BEGIN SUPPLIED DATA

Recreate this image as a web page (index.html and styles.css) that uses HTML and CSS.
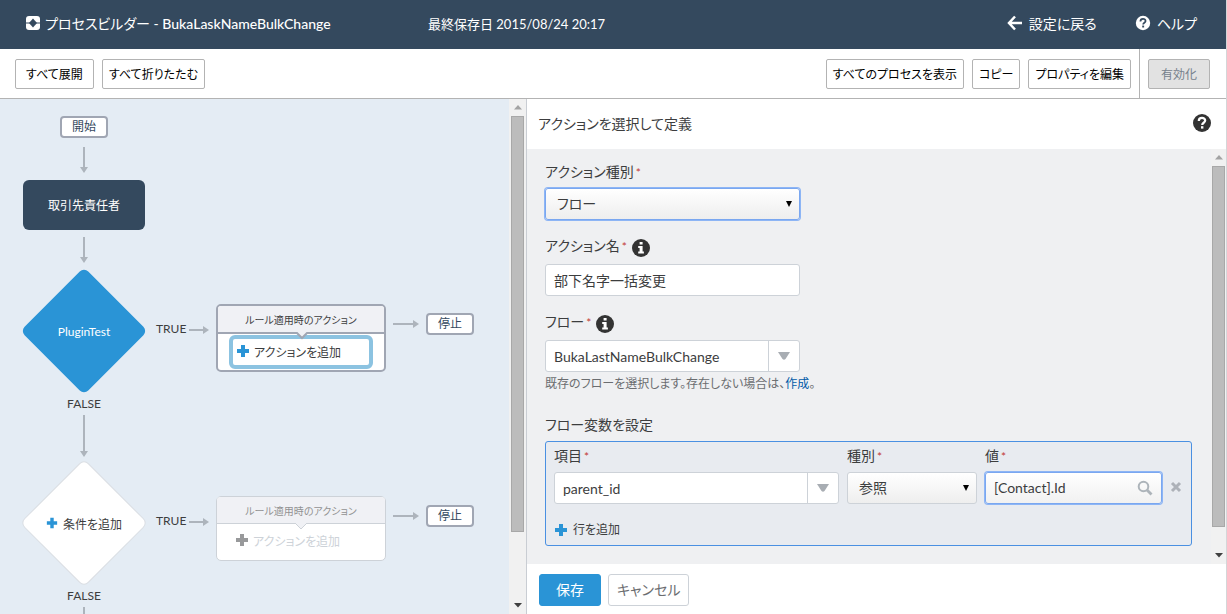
FILE: index.html
```html
<!DOCTYPE html>
<html lang="ja">
<head>
<meta charset="utf-8">
<title>プロセスビルダー - BukaLaskNameBulkChange</title>
<link rel="stylesheet" href="styles.css">
</head>
<body>
<svg class="defs" aria-hidden="true">
  <symbol id="plus" viewBox="0 0 14 14"><path d="M5 1h4v4h4v4h-4v4h-4v-4h-4v-4h4z" fill="currentColor"/></symbol>
  <symbol id="help" viewBox="0 0 20 20"><circle cx="10" cy="10" r="9" fill="currentColor"/><path class="mark" d="M6.8 8c0-2 1.400-3.100 3.200-3.100s3.200 1.100 3.200 2.700c0 2.100-3 2.200-3 4.300" fill="none" stroke-width="2.200"/><rect class="dot" x="9" y="13.200" width="2.400" height="2.400"/></symbol>
  <symbol id="info" viewBox="0 0 20 20"><circle cx="10" cy="10" r="9" fill="currentColor"/><path d="M8.600 4h3v2.500h-3zM7.200 8h4.400v5.600h1.300v1.900h-5.700v-1.900h1.400v-3.700h-1.400z" fill="#fff"/></symbol>
  <symbol id="down" viewBox="0 0 12 8"><path d="M0 0h12l-4.500 7q-1.500 1.500-3 0z" fill="currentColor"/></symbol>
  <symbol id="caret" viewBox="0 0 8 8"><path d="M1 1h6l-3 6z" fill="currentColor"/></symbol>
  <symbol id="up-arrow" viewBox="0 0 8 5"><path d="M4 0l4 4.500h-8z" fill="currentColor"/></symbol>
  <symbol id="down-arrow" viewBox="0 0 8 5"><path d="M0 0h8l-4 4.500z" fill="currentColor"/></symbol>
</svg>

<header class="topbar">
  <div class="brand">
    <svg width="14" height="14" viewBox="0 0 14 14"><rect width="14" height="14" rx="3" fill="#fff"/><path d="M0 6.500h14v1H0z" fill="#34495e"/><path d="M7 2.500l4 4.500-4 4.500-4-4.500z" fill="#34495e"/></svg>
    <h1>プロセスビルダー - <span class="name">BukaLaskNameBulkChange</span></h1>
  </div>
  <p class="saved">最終保存日 2015/08/24 20:17</p>
  <nav class="links">
    <a href="#setup"><svg width="16" height="16" viewBox="0 0 16 16"><path d="M8 1.500L2 8l6 6.500M2.500 8H15" fill="none" stroke="#fff" stroke-width="2.500"/></svg>設定に戻る</a>
    <a href="#help"><svg class="help-light" width="16" height="16"><use href="#help"/></svg>ヘルプ</a>
  </nav>
</header>

<div class="toolbar">
  <button type="button" class="expand">すべて展開</button>
  <button type="button">すべて折りたたむ</button>
  <span class="spacer"></span>
  <button type="button">すべてのプロセスを表示</button>
  <button type="button">コピー</button>
  <button type="button">プロパティを編集</button>
  <div class="activate"><button type="button" disabled>有効化</button></div>
</div>

<main class="workspace">
  <section class="flow">
    <div class="canvas">
      <svg class="wires" width="509" height="515" viewBox="0 0 509 515">
        <g fill="none" stroke="#adb4bc" stroke-width="2">
          <path d="M84 48v22M84 138v22M84 316v38M84 508v7M189 231h16M189 423h16M393 225h22M393 417h22"/>
        </g>
        <g fill="#adb4bc">
          <path d="M80 68h8l-4 6zM80 158h8l-4 6zM80 352h8l-4 6zM203 227v8l6-4zM203 419v8l6-4zM413 221v8l6-4zM413 413v8l6-4z"/>
        </g>
        <rect x="39" y="187" width="90" height="90" rx="6" transform="rotate(45 84 232)" fill="#2a94d6"/>
        <rect x="39" y="379" width="90" height="90" rx="6" transform="rotate(45 84 424)" fill="#fff" stroke="#dadee3"/>
      </svg>
      <div class="pill start">開始</div>
      <button type="button" class="object">取引先責任者</button>
      <button type="button" class="criteria first">PluginTest</button>
      <span class="branch true-first">TRUE</span>
      <span class="branch false-first">FALSE</span>
      <div class="card active">
        <h2>ルール適用時のアクション</h2>
        <svg class="notch" width="14" height="8" viewBox="0 0 14 8"><path d="M1 0l6 6 6-6" fill="#f0f1f5" stroke="#a0a6b3" stroke-width="2"/></svg>
        <button type="button"><svg width="14" height="14"><use href="#plus"/></svg>アクションを追加</button>
      </div>
      <div class="pill stop-first">停止</div>
      <button type="button" class="criteria second"><svg width="12" height="12"><use href="#plus"/></svg>条件を追加</button>
      <span class="branch true-second">TRUE</span>
      <span class="branch false-second">FALSE</span>
      <div class="card idle">
        <h2>ルール適用時のアクション</h2>
        <svg class="notch" width="14" height="8" viewBox="0 0 14 8"><path d="M1 0l6 6 6-6" fill="#f0f1f5" stroke="#cdd2d8"/></svg>
        <button type="button" disabled><svg width="14" height="14"><use href="#plus"/></svg>アクションを追加</button>
      </div>
      <div class="pill stop-second">停止</div>
    </div>
    <div class="scrollbar">
      <svg class="muted" width="8" height="5"><use href="#up-arrow"/></svg>
      <div class="thumb"></div>
      <svg width="8" height="5"><use href="#down-arrow"/></svg>
    </div>
  </section>

  <section class="panel">
    <div class="panel-head">
      <h2>アクションを選択して定義</h2>
      <svg class="help-dark" width="20" height="20"><use href="#help"/></svg>
    </div>
    <div class="panel-body">
      <form class="fields">
        <div class="field">
          <label for="type">アクション種別<i>*</i></label>
          <div class="select focus"><select id="type"><option>フロー</option></select><svg width="8" height="8"><use href="#caret"/></svg></div>
        </div>
        <div class="field with-info">
          <label for="name">アクション名<i>*</i></label><svg width="20" height="20"><use href="#info"/></svg>
          <input id="name" type="text" value="部下名字一括変更">
        </div>
        <div class="field with-info">
          <label for="flow">フロー<i>*</i></label><svg width="20" height="20"><use href="#info"/></svg>
          <div class="combo"><input id="flow" type="text" value="BukaLastNameBulkChange"><button type="button" aria-label="フローを選択"><svg width="12" height="8"><use href="#down"/></svg></button></div>
        </div>
        <p class="hint">既存のフローを選択します。存在しない場合は、<a href="#create">作成</a>。</p>
        <h3>フロー変数を設定</h3>
        <div class="variables">
          <div class="cell">
            <label for="item">項目<i>*</i></label>
            <div class="combo"><input id="item" type="text" value="parent_id"><button type="button" aria-label="項目を選択"><svg width="12" height="8"><use href="#down"/></svg></button></div>
          </div>
          <div class="cell">
            <label for="kind">種別<i>*</i></label>
            <div class="select"><select id="kind"><option>参照</option></select><svg width="8" height="8"><use href="#caret"/></svg></div>
          </div>
          <div class="cell">
            <label for="value">値<i>*</i></label>
            <div class="lookup focus"><input id="value" type="text" value="[Contact].Id"><button type="button" aria-label="検索"><svg width="16" height="16" viewBox="0 0 16 16" fill="none" stroke="#adb4ba"><circle cx="6.500" cy="6.500" r="4.800" stroke-width="2"/><path d="M10 10l4.500 4.500" stroke-width="2.800"/></svg></button></div>
          </div>
          <button type="button" class="remove" aria-label="行を削除"><svg width="12" height="12" viewBox="0 0 12 12"><path d="M2 2l8 8M10 2l-8 8" stroke="#adb1b8" stroke-width="3"/></svg></button>
          <button type="button" class="add"><svg width="14" height="14"><use href="#plus"/></svg>行を追加</button>
        </div>
      </form>
      <div class="scrollbar">
        <svg class="muted" width="8" height="5"><use href="#up-arrow"/></svg>
        <div class="thumb"></div>
        <svg width="8" height="5"><use href="#down-arrow"/></svg>
      </div>
    </div>
    <footer class="panel-foot">
      <button type="button" class="save">保存</button>
      <button type="button">キャンセル</button>
    </footer>
  </section>
</main>
</body>
</html>
```
FILE: styles.css
```css
* {
  box-sizing: border-box;
}

body {
  margin: 0;
  height: 100vh;
  display: flex;
  flex-direction: column;
  border-right: 1px solid #d4d6d8;
  overflow: hidden;
  background: #fff;
  color: #3c3d3e;
  font-family: Lato, "Noto Sans CJK JP", sans-serif;
  font-size: 14px;
  font-feature-settings: "palt";
}

h1, h2, h3, p {
  margin: 0;
  font-size: inherit;
  font-weight: 400;
}

button, input, select {
  margin: 0;
  padding: 0;
  border: 0;
  background: none;
  color: inherit;
  font: inherit;
  font-feature-settings: inherit;
}

svg {
  display: block;
  flex: none;
}

.defs {
  display: none;
}

.topbar {
  display: grid;
  grid-template-columns: 402px 1fr auto;
  align-items: center;
  flex: none;
  height: 49px;
  padding: 0 29px 3px 26px;
  background: #34495e;
  color: #fff;
}

.brand, .links, .links a {
  display: flex;
  align-items: center;
}

.brand {
  gap: 5px;
}

.name {
  font-weight: 500;
}

.saved {
  font-size: 13px;
}

.links {
  gap: 38px;
}

.links a {
  gap: 6px;
  color: #fff;
  text-decoration: none;
}

.help-light, .help-dark {
  --mark: #34495e;
  color: #fff;
}

.help-dark {
  --mark: #fff;
  color: #333;
}

.mark {
  stroke: var(--mark);
}

.dot {
  fill: var(--mark);
}

.toolbar {
  display: flex;
  align-items: center;
  gap: 8px;
  flex: none;
  height: 50px;
  padding: 0 16px 0 15px;
  border-bottom: 1px solid #b3b3b3;
}

.toolbar button {
  height: 30px;
  padding: 0 6px;
  border: 1px solid #b3b3b3;
  border-radius: 2px;
  background: #fff;
  color: #000;
  font-size: 12px;
}

.toolbar .expand {
  padding: 0 10px;
}

.spacer {
  flex: 1;
}

.activate {
  display: flex;
  align-items: center;
  align-self: stretch;
  padding-left: 8px;
  border-left: 1px solid #b3b3b3;
}

.activate button {
  padding: 0 12px;
  background: #e2e2e2;
  color: #76818c;
}

.workspace {
  display: grid;
  grid-template-columns: 526fr 700fr;
  flex: 1;
  min-height: 0;
}

.flow {
  display: flex;
  min-width: 0;
  background: #e4ecf4;
}

.canvas {
  position: relative;
  flex: 1;
  overflow: hidden;
  font-size: 12px;
}

.wires, .canvas > div, .canvas > button, .branch {
  position: absolute;
}

.wires {
  left: 0;
  top: 0;
}

.pill {
  width: 48px;
  height: 22px;
  border: 2px solid #a0a6b3;
  border-radius: 4px;
  background: #fff;
  color: #34495e;
  line-height: 18px;
  text-align: center;
}

.start {
  left: 60px;
  top: 17px;
}

.stop-first {
  left: 426px;
  top: 214px;
}

.stop-second {
  left: 426px;
  top: 406px;
}

.object {
  left: 23px;
  top: 81px;
  width: 122px;
  height: 50px;
  padding-bottom: 2px;
  border-radius: 6px;
  background: #34495e;
  color: #fff;
}

.criteria {
  display: flex;
  align-items: center;
  justify-content: center;
  gap: 5px;
  left: 34px;
  width: 100px;
  height: 30px;
}

.criteria svg, .card button svg, .add svg {
  color: #2a94d6;
}

.first {
  top: 217px;
  color: #fff;
}

.second {
  top: 409px;
}

.branch {
  line-height: 16px;
}

.true-first, .true-second {
  left: 156px;
}

.false-first, .false-second {
  left: 54px;
  width: 60px;
  text-align: center;
}

.true-first {
  top: 222px;
}

.true-second {
  top: 414px;
}

.false-first {
  top: 297px;
}

.false-second {
  top: 489px;
}

.card {
  left: 216px;
  width: 170px;
  border: 2px solid #a0a6b3;
  border-radius: 5px;
  background: #fff;
}

.card h2 {
  height: 28px;
  border-bottom: 2px solid #a0a6b3;
  border-radius: 3px 3px 0 0;
  background: #f0f1f5;
  font-size: 10px;
  line-height: 28px;
  text-align: center;
}

.notch {
  position: absolute;
  left: 77px;
  top: 26px;
}

.card button {
  display: flex;
  align-items: center;
  gap: 4px;
  width: 144px;
  height: 34px;
  margin: 1px 11px;
  padding: 0 3px 2px;
  border: 4px solid #8cc3e1;
  border-radius: 6px;
  font-size: 12px;
}

.active {
  top: 205px;
}

.idle {
  top: 397px;
  border: 1px solid #cdd2d8;
}

.card.idle h2 {
  height: 27px;
  border-bottom: 1px solid #cdd2d8;
  color: #929292;
}

.card.idle button {
  padding-bottom: 4px;
  border-color: transparent;
  color: #cdd2d8;
}

.card.idle button svg {
  color: #98999b;
}

.scrollbar {
  display: flex;
  flex-direction: column;
  align-items: center;
  gap: 6px;
  flex: none;
  width: 17px;
  padding: 6px 0;
  background: #f1f1f1;
  color: #404040;
}

.scrollbar .muted {
  color: #a3a3a3;
}

.thumb {
  flex: 1;
  width: 13px;
  margin-bottom: 65px;
  border: 1px solid #a8a8a8;
  background: #bcbcbc;
}

.panel {
  display: flex;
  flex-direction: column;
  min-width: 0;
  border-left: 1px solid #c9cdd3;
}

.panel-head {
  display: flex;
  align-items: center;
  justify-content: space-between;
  flex: none;
  height: 50px;
  padding: 0 14px 2px 11px;
}

.panel-body {
  display: flex;
  flex: 1;
  min-height: 0;
  background: #eff0f2;
}

.panel-body .scrollbar {
  width: 15px;
}

.panel-body .thumb {
  margin-bottom: 20px;
}

.fields {
  flex: 1;
  min-width: 0;
  padding: 11px 19px 0 18px;
}

.field {
  display: grid;
  grid-template-columns: auto 1fr;
  gap: 4px;
  margin-bottom: 16px;
}

.field label {
  height: 24px;
  line-height: 24px;
}

label i {
  margin-left: 2px;
  color: #c23934;
  font-style: normal;
  font-size: 12px;
}

.with-info svg {
  color: #333;
}

.field.with-info label {
  line-height: 20px;
}

.with-info > svg {
  margin-top: 2px;
}

.field > input, .field > div {
  grid-column: 1 / -1;
  width: 255px;
}

.field > input, .combo, .select, .lookup {
  height: 32px;
  border: 1px solid #cdd2d8;
  border-radius: 3px;
  background: #fff;
}

.field > input, .combo input, .lookup input {
  padding: 0 8px;
}

.combo, .select, .lookup {
  display: flex;
  align-items: center;
}

.combo input, .lookup input, .select select {
  flex: 1;
  min-width: 0;
  height: 30px;
  outline: none;
}

.combo button {
  display: flex;
  align-items: center;
  justify-content: center;
  width: 31px;
  height: 30px;
  border-left: 1px solid #cdd2d8;
}

.combo button svg {
  color: #a8adb3;
}

.select {
  position: relative;
  background: linear-gradient(#fff, #eee);
}

.select select {
  appearance: none;
  padding: 0 11px 2px;
}

.select svg {
  position: absolute;
  right: 6px;
  color: #000;
  pointer-events: none;
}

.lookup {
  padding-right: 8px;
  background: linear-gradient(#fff, #f1f1f1);
}

.lookup input {
  padding-bottom: 2px;
}

.focus {
  border-color: #7aa7f0;
  box-shadow: 0 0 0 1px #8db5f5;
}

.hint {
  margin-top: -16px;
  color: #6b6d70;
  font-size: 12px;
  line-height: 24px;
}

.hint a {
  color: #015ba7;
  text-decoration: none;
}

h3 {
  margin: 17px 0 4px;
  line-height: 24px;
}

.variables {
  display: grid;
  grid-template-columns: 1fr 130px 177px 12px;
  gap: 8px;
  padding: 4px 9px 5px 8px;
  border: 1px solid #4a90e2;
  border-radius: 3px;
  background: #e8ebf0;
}

.cell label {
  display: block;
  height: 20px;
  margin-bottom: 6px;
  line-height: 20px;
}

.remove {
  align-self: end;
  margin-bottom: 11px;
}

.add {
  display: flex;
  align-items: center;
  gap: 5px;
  justify-self: start;
  margin-top: 8px;
  line-height: 20px;
  font-size: 12px;
}

.panel-foot {
  display: flex;
  align-items: center;
  gap: 7px;
  flex: none;
  height: 50px;
  padding: 2px 12px 0;
}

.panel-foot button {
  height: 32px;
  padding: 0 8px 2px;
  border: 1px solid #cdd2d8;
  border-radius: 3px;
  color: #6b6d70;
}

.panel-foot .save {
  padding: 0 16px 2px;
  border-color: #2a94d6;
  background: #2a94d6;
  color: #fff;
}
```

END SUPPLIED DATA

[WORK TO COMPLETE] Go over the data above and copy every line that has the word "index" in it.

[OUTPUT FOR THIS TASK]
Recreate this image as a web page (index.html and styles.css) that uses HTML and CSS.
FILE: index.html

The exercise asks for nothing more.